During last year’s EO controversy, the AIA regurgitated the misleading argument that classical design “can increase the cost of a project (to up to three times as much)” in a letter to Trump. Many laypeople are taken in by this canard, but the truth is that modernism’s proclivity for abstract, unornamented surfaces and details means construction elements must be dimensioned very precisely to keep the weather out. And that is expensive. Classicism allows for greater tolerances because joints can be concealed by pilasters, belt courses, cornices, and so on. Modernist designs can also be harder to make weather-resistant because of their frequent eschewal of time-tested local usages of materials and details. “The end result when compared apples-to-apples (in terms of quality, details, and finished execution),” a gifted classical architect wrote to me not long ago, “is a modern[ist] building will be more expensive, it will have a shorter lifespan, and it will also require higher maintenance and upkeep costs.” This can and should be verified.

Modernist buildings, as Scruton, Tom Wolfe, and others have observed, do not last.

On that point, here’s the second piece that recently caught my eye. At The Critic, Andrew Hunt looks at ugly modernist buildings and their consequences—not only aesthetic and human, but environmental. Hunt:

[Modern politicians] fetishise house-building, but fail to notice that building even a two-bed house creates 80 tonnes of carbon and uses 150 tonnes of materials—the same amount of landfill as an average household creates over 300 years! By comparison, powering your house produces about 2 tonnes of CO2 per year. Even if you could build a truly net zero home tomorrow (which you can’t), it would take forty years to break even.  

A big part of the problem is modern construction materials. Producing concrete (180kg of CO2/tonne) and steel (1.85tonnes of CO2/tonne!) are two of the most ubiquitous and environmentally destructive industries on the planet.

Badly designed and built of poor materials at great cost both financially and in terms of pollution and carbon output, modernist buildings are unloved and rapidly superannuate:

Pre-stressed concrete meanwhile has a lifespan of 50-100 years, meaning many of the first concrete structures have already crumbled into carcinogenic dust. . . . [B]adly built eyesores are being torn down barely a generation after their construction: tower blocks from the 60s, council offices from the 70s and shopping centres from the 90s. That’s billions of tonnes of fossil fuels and mining degradation ending up as landfill.

Hunt links the above to this article, “The problem with reinforced concrete,” and also contrasts problems with modern building materials with the styles and building materials of the past:

sandstone has a carbon footprint of just 77kg/tonne, and wood can be CO2 negative as it locks in carbon. Those old materials last longer as well. There are stone buildings that have been knocking around for more than a millennium—Rome’s Pantheon is 1900 years old. If treated properly, wooden buildings can last almost as long. The world’s oldest inhabited house in the Faroe Islands is 900 years old and built from wood. China’s ornately carved Nanchang Temple has been welcoming Buddhists since the 8th century.

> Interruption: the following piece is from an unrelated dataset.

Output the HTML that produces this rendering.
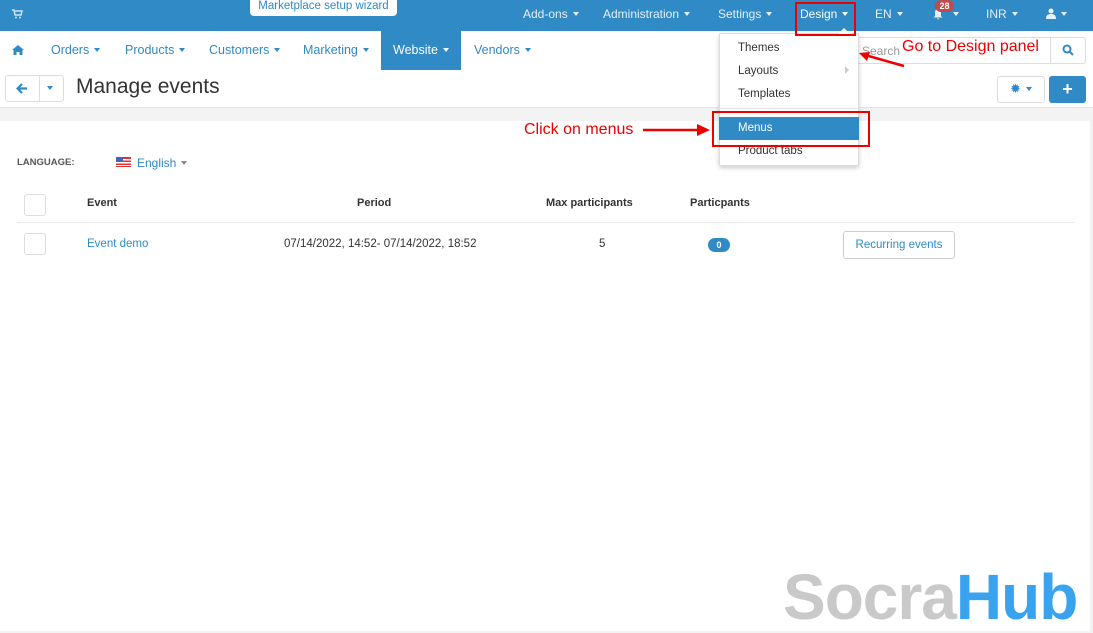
<!DOCTYPE html>
<html><head><meta charset="utf-8"><style>
*{box-sizing:border-box;margin:0;padding:0}
body{width:1093px;height:631px;overflow:hidden;background:#f3f3f3;font-family:"Liberation Sans","DejaVu Sans",sans-serif;font-size:12px;color:#333;position:relative}
.a{position:absolute}
.top{left:0;top:0;width:1093px;height:31px;background:#2f8ac6}
.tw{color:#e6f0f8;font-size:12px;top:7px}
.car{display:inline-block;border-left:3.5px solid transparent;border-right:3.5px solid transparent;border-top:4px solid currentColor;vertical-align:middle;margin-left:5px;margin-top:-2px}
.nav{left:0;top:31px;width:1093px;height:39px;background:#fff}
.nl{color:#2f8ac6;top:43px;font-size:12.5px}
.hdr{left:0;top:70px;width:1093px;height:38px;background:#fff;border-bottom:1px solid #e4e4e4}
.panel{left:0;top:121px;width:1090px;height:510px;background:#fff}
.th{font-weight:bold;font-size:11px;top:197px;color:#333}
.cb{width:22px;height:22px;border:1px solid #ddd;border-radius:3px;background:#fff}
.dd{left:719px;top:33px;width:140px;height:133px;background:#fff;border:1px solid #ddd;box-shadow:0 2px 5px rgba(0,0,0,.2);border-radius:2px}
.di{left:738px;font-size:11.5px;color:#333}
.red{color:#e00;font-size:16px}
</style></head><body>
<div class="a top"></div>
<svg class="a" style="left:12px;top:9px" width="11" height="10" viewBox="0 0 11 10"><path d="M0 1h2l1 5h6l1-4H3" fill="none" stroke="#cfe3f2" stroke-width="1.5"/><circle cx="4" cy="8.5" r="1" fill="#cfe3f2"/><circle cx="8" cy="8.5" r="1" fill="#cfe3f2"/></svg>
<div class="a" style="left:250px;top:-4px;width:147px;height:20px;background:#fff;border-radius:4px;color:#2f8ac6;font-size:11.5px;text-align:center;padding-top:4px">Marketplace setup wizard</div>
<div class="a tw" style="left:523px">Add-ons<span class="car"></span></div>
<div class="a tw" style="left:603px">Administration<span class="car"></span></div>
<div class="a tw" style="left:718px">Settings<span class="car"></span></div>
<div class="a tw" style="left:800px;color:#fff">Design<span class="car"></span></div>
<div class="a tw" style="left:875px">EN<span class="car"></span></div>
<svg class="a" style="left:932px;top:8px" width="12" height="12" viewBox="0 0 12 12"><path d="M6 1C3.5 1 3 3 3 5v3L1.5 9.5h9L9 8V5c0-2-.5-4-3-4zM5 10.5h2a1 1 0 0 1-2 0z" fill="#e6f0f8"/></svg>
<div class="a" style="left:935px;top:0;width:19px;height:12px;background:#c14a4a;border-radius:6px;color:#fff;font-size:9px;font-weight:bold;text-align:center;line-height:12px">28</div>
<div class="a tw" style="left:948px"><span class="car"></span></div>
<div class="a tw" style="left:986px">INR<span class="car"></span></div>
<svg class="a" style="left:1046px;top:8px" width="10" height="11" viewBox="0 0 10 11"><circle cx="5" cy="3" r="2.5" fill="#e6f0f8"/><path d="M0 11c0-4 2-5 5-5s5 1 5 5z" fill="#e6f0f8"/></svg>
<div class="a tw" style="left:1056px"><span class="car"></span></div>

<div class="a nav"></div>
<svg class="a" style="left:12px;top:45px" width="12" height="10" viewBox="0 0 12 10"><path d="M6 0L0 5h1.5v5h3V7h3v3h3V5H12z" fill="#2f8ac6"/></svg>
<div class="a nl" style="left:51px">Orders<span class="car"></span></div>
<div class="a nl" style="left:125px">Products<span class="car"></span></div>
<div class="a nl" style="left:209px">Customers<span class="car"></span></div>
<div class="a nl" style="left:303px">Marketing<span class="car"></span></div>
<div class="a" style="left:381px;top:31px;width:80px;height:39px;background:#2f8ac6"></div>
<div class="a nl" style="left:393px;color:#fff">Website<span class="car"></span></div>
<div class="a nl" style="left:474px">Vendors<span class="car"></span></div>
<div class="a" style="left:855px;top:37px;width:196px;height:27px;border:1px solid #ddd;border-radius:3px 0 0 3px;background:#fff"></div>
<div class="a" style="left:862px;top:44px;color:#999;font-size:12px">Search</div>
<div class="a" style="left:1050px;top:37px;width:36px;height:27px;border:1px solid #ddd;border-radius:0 3px 3px 0;background:#fff"></div>
<svg class="a" style="left:1062px;top:44px" width="12" height="12" viewBox="0 0 12 12"><circle cx="5" cy="5" r="3.5" fill="none" stroke="#2f8ac6" stroke-width="2"/><path d="M7.5 7.5L11 11" stroke="#2f8ac6" stroke-width="2"/></svg>

<div class="a hdr"></div>
<div class="a" style="left:5px;top:75px;width:59px;height:27px;border:1px solid #ddd;border-radius:3px;background:#fff"></div>
<div class="a" style="left:39px;top:75px;width:1px;height:27px;background:#ddd"></div>
<svg class="a" style="left:16px;top:83px" width="12" height="11" viewBox="0 0 12 11"><path d="M6 1L1.5 5.5 6 10M2 5.5h9" fill="none" stroke="#2f8ac6" stroke-width="2.2"/></svg>
<div class="a" style="left:47px;top:80px;color:#2f8ac6"><span class="car" style="margin:0"></span></div>
<div class="a" style="left:76px;top:75px;font-size:21px;color:#333">Manage events</div>
<div class="a" style="left:997px;top:76px;width:48px;height:27px;border:1px solid #ddd;border-radius:3px;background:#fff"></div>
<div class="a" style="left:1010px;top:81px;color:#2f8ac6;font-size:13px">✹<span class="car"></span></div>
<div class="a" style="left:1049px;top:76px;width:37px;height:27px;background:#2f8ac6;border-radius:3px;color:#fff;font-size:18px;font-weight:bold;text-align:center;line-height:26px">+</div>

<div class="a panel"></div>
<div class="a" style="left:17px;top:157px;font-size:9.5px;font-weight:bold;color:#555">LANGUAGE:</div>
<svg class="a" style="left:116px;top:157px" width="15" height="10" viewBox="0 0 15 10"><rect width="15" height="10" fill="#d33"/><rect y="2" width="15" height="1.5" fill="#fff"/><rect y="5" width="15" height="1.5" fill="#fff"/><rect y="8" width="15" height="1" fill="#fff"/><rect width="7" height="5" fill="#4a63b5"/></svg>
<div class="a" style="left:137px;top:156px;color:#2f8ac6;font-size:12px">English<span class="car" style="color:#888"></span></div>
<div class="a cb" style="left:24px;top:194px"></div>
<div class="a th" style="left:87px">Event</div>
<div class="a th" style="left:357px">Period</div>
<div class="a th" style="left:546px">Max participants</div>
<div class="a th" style="left:690px">Particpants</div>
<div class="a" style="left:17px;top:222px;width:1057px;height:1px;background:#e8e8e8"></div>
<div class="a cb" style="left:24px;top:233px"></div>
<div class="a" style="left:87px;top:238px;color:#2f8ac6;font-size:11.5px">Event demo</div>
<div class="a" style="left:284px;top:238px;font-size:11.5px">07/14/2022, 14:52- 07/14/2022, 18:52</div>
<div class="a" style="left:599px;top:238px;font-size:11.5px">5</div>
<div class="a" style="left:708px;top:238px;width:22px;height:14px;background:#2f8ac6;border-radius:7px;color:#fff;font-size:9px;font-weight:bold;text-align:center;line-height:14px">0</div>
<div class="a" style="left:843px;top:231px;width:112px;height:28px;border:1px solid #ccc;border-radius:3px;background:#fff;color:#2f8ac6;font-size:11.5px;text-align:center;line-height:26px">Recurring events</div>

<div class="a dd"></div>
<div class="a" style="left:838px;top:28px;border-left:6px solid transparent;border-right:6px solid transparent;border-bottom:6px solid #fff"></div>
<div class="a di" style="top:42px">Themes</div>
<div class="a di" style="top:65px">Layouts</div>
<div class="a" style="left:845px;top:66px;border-top:4px solid transparent;border-bottom:4px solid transparent;border-left:4px solid #ccc"></div>
<div class="a di" style="top:88px">Templates</div>
<div class="a" style="left:719px;top:108px;width:140px;height:1px;background:#e5e5e5"></div>
<div class="a" style="left:719px;top:117px;width:140px;height:23px;background:#2f8ac6"></div>
<div class="a di" style="top:122px;color:#fff">Menus</div>
<div class="a di" style="top:145px">Product tabs</div>

<div class="a" style="left:795px;top:2px;width:61px;height:34px;border:2.5px solid #e00"></div>
<div class="a" style="left:712px;top:111px;width:158px;height:36px;border:2.5px solid #e00"></div>
<svg class="a" style="left:640px;top:30px" width="270" height="110"><path d="M264 36L225 25" stroke="#e00" stroke-width="2.5"/><path d="M219 23l11-1-3 9z" fill="#e00"/><path d="M3 100H58" stroke="#e00" stroke-width="2.5"/><path d="M70 100l-13-6v12z" fill="#e00"/></svg>
<div class="a red" style="left:902px;top:38px">Go to Design panel</div>
<div class="a red" style="left:524px;top:121px">Click on menus</div>

<div class="a" style="left:783px;top:565px;font-size:64px;font-weight:bold;font-family:'Liberation Sans',sans-serif;letter-spacing:-1px;line-height:1"><span style="color:#c9c9c9">Socra</span><span style="color:#3aa3ef">Hub</span></div>
</body></html>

And the kicker, the most striking paragraph in the essay to me, perhaps the most ironic and certainly the bitterest:

Isn’t it odd? Our ancestors built stunning buildings that were environmentally sustainable, have lasted for centuries and are admired and cherished. Almost all of them managed it—Greeks and Romans, Ottomans and Venetians, Tudors and Georgians. Yet they had none of the technology or machinery we have today. In every other sphere of life, we are thrashing our forebears. Why is construction the odd one out? And why have we accepted it for so long?

One hopes we won’t have to for much longer. But, given the vested interests—political, cultural, ideological—noted in both pieces, I’m not holding my breath.

For a gleeful mid-1970s jaunt through modern architecture that slaughters all kinds of sacred cows, starting with the vandals at Bauhaus and continuing through Le Corbusier and accomplices, read Tom Wolfe’s short book From Bauhaus to Our House sometime. In the meantime, watch Scruton’s documentary wherever you can find it, and appreciate the fitting, the settled, and the human wherever it still stands in your neighborhood.